» Request: Retype each line exactly. Skip images.

━━━━━━

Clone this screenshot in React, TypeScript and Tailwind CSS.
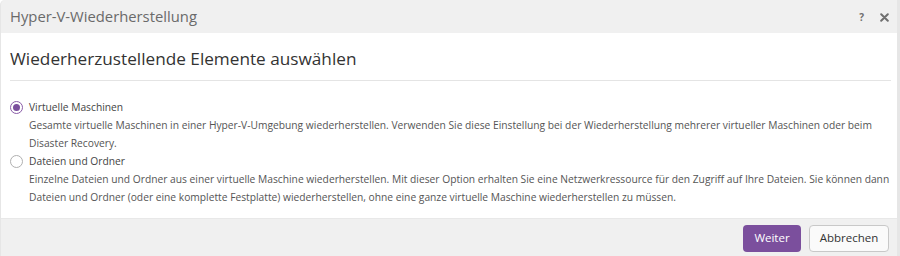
import { useState } from "react";

const options = [
  {
    id: "vm",
    label: "Virtuelle Maschinen",
    text: "Gesamte virtuelle Maschinen in einer Hyper-V-Umgebung wiederherstellen. Verwenden Sie diese Einstellung bei der Wiederherstellung mehrerer virtueller Maschinen oder beim Disaster Recovery.",
  },
  {
    id: "files",
    label: "Dateien und Ordner",
    text: "Einzelne Dateien und Ordner aus einer virtuelle Maschine wiederherstellen. Mit dieser Option erhalten Sie eine Netzwerkressource für den Zugriff auf Ihre Dateien. Sie können dann Dateien und Ordner (oder eine komplette Festplatte) wiederherstellen, ohne eine ganze virtuelle Maschine wiederherstellen zu müssen.",
  },
];

export default function App() {
  const [selected, setSelected] = useState("vm");

  return (
    <div className="w-[900px] h-[256px] bg-white font-['Open_Sans',sans-serif] overflow-hidden">
      <div className="h-full flex flex-col rounded-tl-[5px] border-l border-r-[3px] border-[#e6e6e6] bg-[#f0f0f0]">
        <header className="h-[33px] flex items-center pl-[9px] pr-[8px]">
          <span className="text-[14.8px] text-[#6a6a6a]">Hyper-V-Wiederherstellung</span>
          <div className="ml-auto flex items-center gap-[16px] text-[#6f6f6f]">
            <span className="text-[10px] font-bold leading-none">?</span>
            <svg width="9" height="9" viewBox="0 0 9 9" className="mt-[1px]">
              <path d="M1.2 1.2 L7.8 7.8 M7.8 1.2 L1.2 7.8" stroke="currentColor" strokeWidth="2" strokeLinecap="round" />
            </svg>
          </div>
        </header>

        <main className="bg-white h-[185px] pl-[9px] pr-[6px]">
          <h1 className="pt-[13px] pb-[9px] text-[17.2px] leading-[25px] text-[#333] border-b border-[#e4e4e4]">
            Wiederherzustellende Elemente auswählen
          </h1>
          <div className="pt-[17px]">
            {options.map((o) => (
              <label key={o.id} className="flex gap-[6px] cursor-pointer">
                <span className="pt-[3px]">
                  <span
                    className={
                      "w-[13px] h-[13px] rounded-full border flex items-center justify-center bg-white " +
                      (selected === o.id ? "border-[#8a5ca8]" : "border-[#b0b0b0]")
                    }
                    onClick={() => setSelected(o.id)}
                  >
                    {selected === o.id && <span className="w-[7px] h-[7px] rounded-full bg-[#7b4f9d]" />}
                  </span>
                </span>
                <div className="text-[10.25px] leading-[18px] text-[#555]">
                  <div className="text-[#444]">{o.label}</div>
                  <div>{o.text}</div>
                </div>
              </label>
            ))}
          </div>
        </main>

        <footer className="flex-1 border-t border-[#e8e8e8] flex items-center justify-end gap-[8px] pr-[8px] pt-[1px]">
          <button className="h-[27px] w-[58px] rounded-[4px] bg-[#7b4f9d] text-white text-[11.5px]">Weiter</button>
          <button className="h-[27px] w-[80px] rounded-[4px] border border-[#c8c8c8] bg-[#fafafa] text-[#333] text-[11.5px]">
            Abbrechen
          </button>
        </footer>
      </div>
    </div>
  );
}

━━━━━━

» Reply to the exercise:
Clone this screenshot in React, TypeScript and Tailwind CSS.
import { useState } from "react";

const options = [
  {
    id: "vm",
    label: "Virtuelle Maschinen",
    text: "Gesamte virtuelle Maschinen in einer Hyper-V-Umgebung wiederherstellen. Verwenden Sie diese Einstellung bei der Wiederherstellung mehrerer virtueller Maschinen oder beim Disaster Recovery.",
  },
  {
    id: "files",
    label: "Dateien und Ordner",
    text: "Einzelne Dateien und Ordner aus einer virtuelle Maschine wiederherstellen. Mit dieser Option erhalten Sie eine Netzwerkressource für den Zugriff auf Ihre Dateien. Sie können dann Dateien und Ordner (oder eine komplette Festplatte) wiederherstellen, ohne eine ganze virtuelle Maschine wiederherstellen zu müssen.",
  },
];

export default function App() {
  const [selected, setSelected] = useState("vm");

  return (
    <div className="w-[900px] h-[256px] bg-white font-['Open_Sans',sans-serif] overflow-hidden">
      <div className="h-full flex flex-col rounded-tl-[5px] border-l border-r-[3px] border-[#e6e6e6] bg-[#f0f0f0]">
        <header className="h-[33px] flex items-center pl-[9px] pr-[8px]">
          <span className="text-[14.8px] text-[#6a6a6a]">Hyper-V-Wiederherstellung</span>
          <div className="ml-auto flex items-center gap-[16px] text-[#6f6f6f]">
            <span className="text-[10px] font-bold leading-none">?</span>
            <svg width="9" height="9" viewBox="0 0 9 9" className="mt-[1px]">
              <path d="M1.2 1.2 L7.8 7.8 M7.8 1.2 L1.2 7.8" stroke="currentColor" strokeWidth="2" strokeLinecap="round" />
            </svg>
          </div>
        </header>

        <main className="bg-white h-[185px] pl-[9px] pr-[6px]">
          <h1 className="pt-[13px] pb-[9px] text-[17.2px] leading-[25px] text-[#333] border-b border-[#e4e4e4]">
            Wiederherzustellende Elemente auswählen
          </h1>
          <div className="pt-[17px]">
            {options.map((o) => (
              <label key={o.id} className="flex gap-[6px] cursor-pointer">
                <span className="pt-[3px]">
                  <span
                    className={
                      "w-[13px] h-[13px] rounded-full border flex items-center justify-center bg-white " +
                      (selected === o.id ? "border-[#8a5ca8]" : "border-[#b0b0b0]")
                    }
                    onClick={() => setSelected(o.id)}
                  >
                    {selected === o.id && <span className="w-[7px] h-[7px] rounded-full bg-[#7b4f9d]" />}
                  </span>
                </span>
                <div className="text-[10.25px] leading-[18px] text-[#555]">
                  <div className="text-[#444]">{o.label}</div>
                  <div>{o.text}</div>
                </div>
              </label>
            ))}
          </div>
        </main>

        <footer className="flex-1 border-t border-[#e8e8e8] flex items-center justify-end gap-[8px] pr-[8px] pt-[1px]">
          <button className="h-[27px] w-[58px] rounded-[4px] bg-[#7b4f9d] text-white text-[11.5px]">Weiter</button>
          <button className="h-[27px] w-[80px] rounded-[4px] border border-[#c8c8c8] bg-[#fafafa] text-[#333] text-[11.5px]">
            Abbrechen
          </button>
        </footer>
      </div>
    </div>
  );
}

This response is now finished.